We've sent the application form along with our passports, our sponsor's job contract and Portuguese ID card, a few other documents proving that we are indeed related and my brother's job contract and their civil partnership certificate and a few payslips, energy and internet bills on their names as well. 

On 9th May we received the bad news, they have sent back all of our documents and refused our applications based on the fact that we have not given enough proof that we reside on the same address of our sponsor or that we depend on him to live in the UK. If it wasn't bad enough they have also sent a Notice of immigration decision saying that we now must live the UK voluntarily otherwise we may be enforced to do so. They also say that we can appeal on the decision. 
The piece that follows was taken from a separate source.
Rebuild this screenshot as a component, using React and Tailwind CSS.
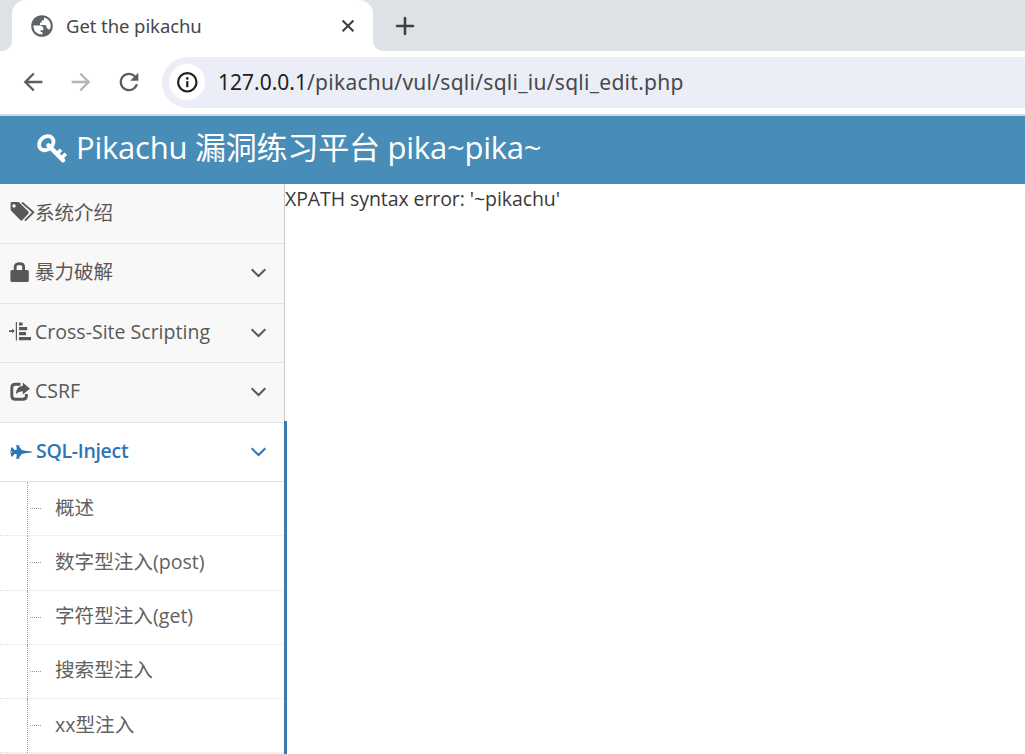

One fact had changed since we've sent our applications, I had received a letter from the Home Office allowing me to work and after two months seeking for a job I just got one as a Care Assistant in a Nursing Home. I was going to start on Monday, May 13th but I had not signed the contract at the time my application was refused and therefore called the company stating that I had to decline the offer. Even though their HR co-ordinator assured me that once I get my paperwork done She will be happy to offer the job again, as she will keep my records on her file. 

What I want to know is:
Will we have to leave the United Kingdom? And understand that even without a residence card my parents as EEA family members have the right of residence, but can they be deported? What about me, as an extended family member (I was still 17 years old when I arrived in the UK), do I have any right of residence?
Can we apply again and succeed? 
How can we prove that we depend on my brother's partner? We don't have any documents that prove that we were dependents on them before moving but I understand that my parents as family members don't need to prove pre entry dependency, only post entry dependency, but how can we prove that if we can not open a bank account once our visa (6 months) have already expired? can we prove dependency for them using an Affidavit or Joint Prepaid Cards or Paypal?
From what I have searched, I am not eligible for a EEA2 as I cannot prove that I was dependent before moving to the UK. Can I succeed applying with a FLR (O) form claiming Private and Family Life in the UK once my family is here and I don't have any ties with Brazil? Or should I go back to Brazil and try to reapply for EEA2 after a few months?
Thank you all.


----------



## Jrge (Mar 22, 2011)

Hi,


AL18 said:


> Hello,
> I am a brazilian citizen and I moved to the UK with my parents last October to live with my big brother who is on a civil partnership with a Portuguese citizen. Both of them have good jobs so we decided to apply for a Residence Card claiming to be my brother's partner (our sponsor) dependents (which is true, they were the providers when we lived in Brazil are the providers at home as my parents are still learning english and at the time of the application I was not entitled to work here in the UK).
> 
> We've sent the application form along with our passports, our sponsor's job contract and Portuguese ID card, a few other documents proving that we are indeed related and my brother's job contract and their civil partnership certificate and a few payslips, energy and internet bills on their names as well.
> ...


I've spent a good ordeal of time trying to find a tiny hint of hope, but these are the only options I can come up with:

1) Gear up and marry your EU girlfriend 
2) Find an excellent Immigration Attorney


I must acknowledge that your situation is out my league. Sorry mate.

Animo
(Cheers)


----------